== Task statement ==
In your copy, include every line of the listing below exactly but none of the pictures.

== Material ==
┄┄┄┄┄┄┄┄┄┄┄┄┄┄┄┄┄┄┄┄

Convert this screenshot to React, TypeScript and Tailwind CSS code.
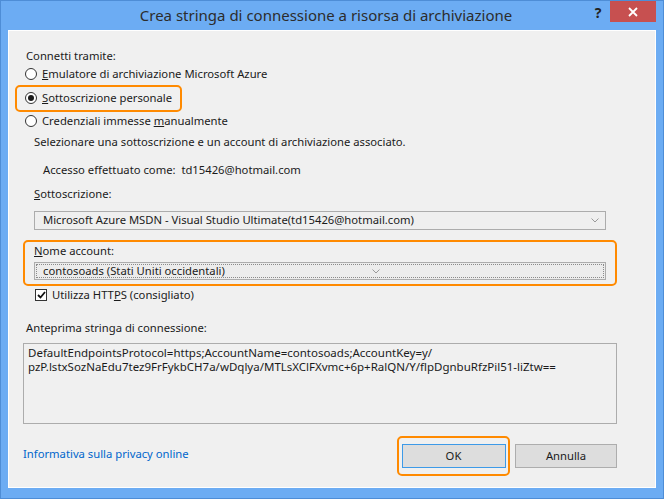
import React from 'react';

const font = { fontFamily: '"Noto Sans", "Open Sans", Arial, sans-serif' };

function Radio({ checked }: { checked?: boolean }) {
  return (
    <span className="w-[12px] h-[12px] rounded-full border border-[#333333] bg-white flex items-center justify-center shrink-0">
      {checked && <span className="w-[6px] h-[6px] rounded-full bg-[#1a1a1a]" />}
    </span>
  );
}

function Chevron() {
  return (
    <svg width="8" height="5" viewBox="0 0 8 5" className="shrink-0">
      <path d="M0.5 0.5 L4 4 L7.5 0.5" fill="none" stroke="#9a9a9a" strokeWidth="1" />
    </svg>
  );
}

export default function App() {
  return (
    <div
      className="w-[664px] h-[499px] bg-[#6cacf3] border border-[#4e8dd6] flex flex-col text-[#1b1b1b] text-[11.25px]"
      style={font}
    >
      {/* barra del titolo */}
      <div className="h-[29px] flex items-start shrink-0">
        <div className="flex-1 h-full flex items-center justify-center pl-[65px] text-[15px] text-[#2c2c2c]">
          Crea stringa di connessione a risorsa di archiviazione
        </div>
        <div className="w-[24px] h-[22px] flex items-center justify-center text-[14px] font-bold text-[#222222]">?</div>
        <div className="w-[46px] h-[21px] bg-[#c75050] flex items-center justify-center mr-[7px]">
          <svg width="10" height="10" viewBox="0 0 10 10">
            <path d="M1 1 L9 9 M9 1 L1 9" stroke="#ffffff" strokeWidth="1.8" />
          </svg>
        </div>
      </div>

      {/* pannello */}
      <div className="mx-[7px] flex-1 mb-[10px] bg-[#f0f0f0] border border-white pt-[16px] pl-[14px] pr-[38px] flex flex-col">
        <div className="h-[18px] flex items-center pl-[3px]">Connetti tramite:</div>

        <div className="h-[18px] flex items-center gap-[5px] pl-[2px]">
          <Radio />
          <span><u>E</u>mulatore di archiviazione Microsoft Azure</span>
        </div>

        <div className="relative mt-[6px] h-[18px] flex items-center gap-[5px] pl-[2px]">
          <Radio checked />
          <span><u>S</u>ottoscrizione personale</span>
          <span className="absolute left-[-8px] top-[-4px] w-[167px] h-[27px] border-[2.5px] border-[#ff8a00] rounded-[5px]" />
        </div>

        <div className="mt-[5px] h-[18px] flex items-center gap-[5px] pl-[2px]">
          <Radio />
          <span>Credenziali immesse <u>m</u>anualmente</span>
        </div>

        <div className="mt-[3px] h-[18px] flex items-center pl-[11px]">
          Selezionare una sottoscrizione e un account di archiviazione associato.
        </div>

        <div className="mt-[10px] h-[18px] flex items-center pl-[20px]">
          Accesso effettuato come:&nbsp; td15426@hotmail.com
        </div>

        <div className="mt-[6px] h-[18px] flex items-center pl-[11px]">
          <span><u>S</u>ottoscrizione:</span>
        </div>

        <div className="mt-[8px] ml-[11px] mr-[11px] h-[19px] border border-[#acacac] bg-[#efefef] flex items-center pl-[8px] pr-[6px]">
          <span className="flex-1">Microsoft Azure MSDN - Visual Studio Ultimate(td15426@hotmail.com)</span>
          <Chevron />
        </div>

        <div className="relative mt-[12px] px-[11px]">
          <div className="h-[18px] flex items-center">
            <span><u>N</u>ome account:</span>
          </div>
          <div className="mt-[2px] h-[18px] border border-[#acacac] bg-[#ececec] p-[1px]">
            <div className="h-full border border-dotted border-[#8a8a8a] flex items-center pl-[6px]">
              <span>contosoads (Stati Uniti occidentali)</span>
              <span className="ml-[147px]"><Chevron /></span>
            </div>
          </div>
          <span className="absolute left-0 right-0 top-[-2px] bottom-[-6px] border-[2.5px] border-[#ff8a00] rounded-[5px]" />
        </div>

        <div className="mt-[6px] h-[18px] flex items-center gap-[5px] pl-[12px]">
          <span className="w-[12px] h-[12px] border border-[#333333] bg-white flex items-center justify-center">
            <svg width="9" height="8" viewBox="0 0 9 8">
              <path d="M1 4 L3.5 6.5 L8 1" fill="none" stroke="#111111" strokeWidth="1.8" />
            </svg>
          </span>
          <span>Utilizza HTT<u>P</u>S (consigliato)</span>
        </div>

        <div className="mt-[15px] h-[18px] flex items-center pl-[3px]">Anteprima stringa di connessione:</div>

        <div className="mt-[6px] h-[81px] border border-[#acacac] bg-[#f0f0f0] px-[4px] pt-[2px] leading-[14px] text-[11.5px]">
          <div>DefaultEndpointsProtocol=https;AccountName=contosoads;AccountKey=y/</div>
          <div>pzP.lstxSozNaEdu7tez9FrFykbCH7a/wDqlya/MTLsXClFXvmc+6p+RalQN/Y/flpDgnbuRfzPil51-liZtw==</div>
        </div>

        <div className="mt-[12px] h-[40px] flex items-center">
          <a className="text-[#0066cc] -mt-[4px]">Informativa sulla privacy online</a>
          <div className="flex-1" />
          <div className="relative w-[113px] h-[40px] flex items-center justify-center">
            <button className="w-[104px] h-[24px] bg-[#dddddd] border border-[#3d9ae8] text-[#1b1b1b]">OK</button>
            <span className="absolute inset-0 border-[2.5px] border-[#ff8a00] rounded-[5px]" />
          </div>
          <button className="ml-[5px] w-[102px] h-[24px] bg-[#dddddd] border border-[#adadad] text-[#1b1b1b]">Annulla</button>
        </div>
      </div>
    </div>
  );
}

┄┄┄┄┄┄┄┄┄┄┄┄┄┄┄┄┄┄┄┄

== Result of this task ==
Convert this screenshot to React, TypeScript and Tailwind CSS code.
import React from 'react';

const font = { fontFamily: '"Noto Sans", "Open Sans", Arial, sans-serif' };

function Radio({ checked }: { checked?: boolean }) {
  return (
    <span className="w-[12px] h-[12px] rounded-full border border-[#333333] bg-white flex items-center justify-center shrink-0">
      {checked && <span className="w-[6px] h-[6px] rounded-full bg-[#1a1a1a]" />}
    </span>
  );
}

function Chevron() {
  return (
    <svg width="8" height="5" viewBox="0 0 8 5" className="shrink-0">
      <path d="M0.5 0.5 L4 4 L7.5 0.5" fill="none" stroke="#9a9a9a" strokeWidth="1" />
    </svg>
  );
}

export default function App() {
  return (
    <div
      className="w-[664px] h-[499px] bg-[#6cacf3] border border-[#4e8dd6] flex flex-col text-[#1b1b1b] text-[11.25px]"
      style={font}
    >
      {/* barra del titolo */}
      <div className="h-[29px] flex items-start shrink-0">
        <div className="flex-1 h-full flex items-center justify-center pl-[65px] text-[15px] text-[#2c2c2c]">
          Crea stringa di connessione a risorsa di archiviazione
        </div>
        <div className="w-[24px] h-[22px] flex items-center justify-center text-[14px] font-bold text-[#222222]">?</div>
        <div className="w-[46px] h-[21px] bg-[#c75050] flex items-center justify-center mr-[7px]">
          <svg width="10" height="10" viewBox="0 0 10 10">
            <path d="M1 1 L9 9 M9 1 L1 9" stroke="#ffffff" strokeWidth="1.8" />
          </svg>
        </div>
      </div>

      {/* pannello */}
      <div className="mx-[7px] flex-1 mb-[10px] bg-[#f0f0f0] border border-white pt-[16px] pl-[14px] pr-[38px] flex flex-col">
        <div className="h-[18px] flex items-center pl-[3px]">Connetti tramite:</div>

        <div className="h-[18px] flex items-center gap-[5px] pl-[2px]">
          <Radio />
          <span><u>E</u>mulatore di archiviazione Microsoft Azure</span>
        </div>

        <div className="relative mt-[6px] h-[18px] flex items-center gap-[5px] pl-[2px]">
          <Radio checked />
          <span><u>S</u>ottoscrizione personale</span>
          <span className="absolute left-[-8px] top-[-4px] w-[167px] h-[27px] border-[2.5px] border-[#ff8a00] rounded-[5px]" />
        </div>

        <div className="mt-[5px] h-[18px] flex items-center gap-[5px] pl-[2px]">
          <Radio />
          <span>Credenziali immesse <u>m</u>anualmente</span>
        </div>

        <div className="mt-[3px] h-[18px] flex items-center pl-[11px]">
          Selezionare una sottoscrizione e un account di archiviazione associato.
        </div>

        <div className="mt-[10px] h-[18px] flex items-center pl-[20px]">
          Accesso effettuato come:&nbsp; td15426@hotmail.com
        </div>

        <div className="mt-[6px] h-[18px] flex items-center pl-[11px]">
          <span><u>S</u>ottoscrizione:</span>
        </div>

        <div className="mt-[8px] ml-[11px] mr-[11px] h-[19px] border border-[#acacac] bg-[#efefef] flex items-center pl-[8px] pr-[6px]">
          <span className="flex-1">Microsoft Azure MSDN - Visual Studio Ultimate(td15426@hotmail.com)</span>
          <Chevron />
        </div>

        <div className="relative mt-[12px] px-[11px]">
          <div className="h-[18px] flex items-center">
            <span><u>N</u>ome account:</span>
          </div>
          <div className="mt-[2px] h-[18px] border border-[#acacac] bg-[#ececec] p-[1px]">
            <div className="h-full border border-dotted border-[#8a8a8a] flex items-center pl-[6px]">
              <span>contosoads (Stati Uniti occidentali)</span>
              <span className="ml-[147px]"><Chevron /></span>
            </div>
          </div>
          <span className="absolute left-0 right-0 top-[-2px] bottom-[-6px] border-[2.5px] border-[#ff8a00] rounded-[5px]" />
        </div>

        <div className="mt-[6px] h-[18px] flex items-center gap-[5px] pl-[12px]">
          <span className="w-[12px] h-[12px] border border-[#333333] bg-white flex items-center justify-center">
            <svg width="9" height="8" viewBox="0 0 9 8">
              <path d="M1 4 L3.5 6.5 L8 1" fill="none" stroke="#111111" strokeWidth="1.8" />
            </svg>
          </span>
          <span>Utilizza HTT<u>P</u>S (consigliato)</span>
        </div>

        <div className="mt-[15px] h-[18px] flex items-center pl-[3px]">Anteprima stringa di connessione:</div>

        <div className="mt-[6px] h-[81px] border border-[#acacac] bg-[#f0f0f0] px-[4px] pt-[2px] leading-[14px] text-[11.5px]">
          <div>DefaultEndpointsProtocol=https;AccountName=contosoads;AccountKey=y/</div>
          <div>pzP.lstxSozNaEdu7tez9FrFykbCH7a/wDqlya/MTLsXClFXvmc+6p+RalQN/Y/flpDgnbuRfzPil51-liZtw==</div>
        </div>

        <div className="mt-[12px] h-[40px] flex items-center">
          <a className="text-[#0066cc] -mt-[4px]">Informativa sulla privacy online</a>
          <div className="flex-1" />
          <div className="relative w-[113px] h-[40px] flex items-center justify-center">
            <button className="w-[104px] h-[24px] bg-[#dddddd] border border-[#3d9ae8] text-[#1b1b1b]">OK</button>
            <span className="absolute inset-0 border-[2.5px] border-[#ff8a00] rounded-[5px]" />
          </div>
          <button className="ml-[5px] w-[102px] h-[24px] bg-[#dddddd] border border-[#adadad] text-[#1b1b1b]">Annulla</button>
        </div>
      </div>
    </div>
  );
}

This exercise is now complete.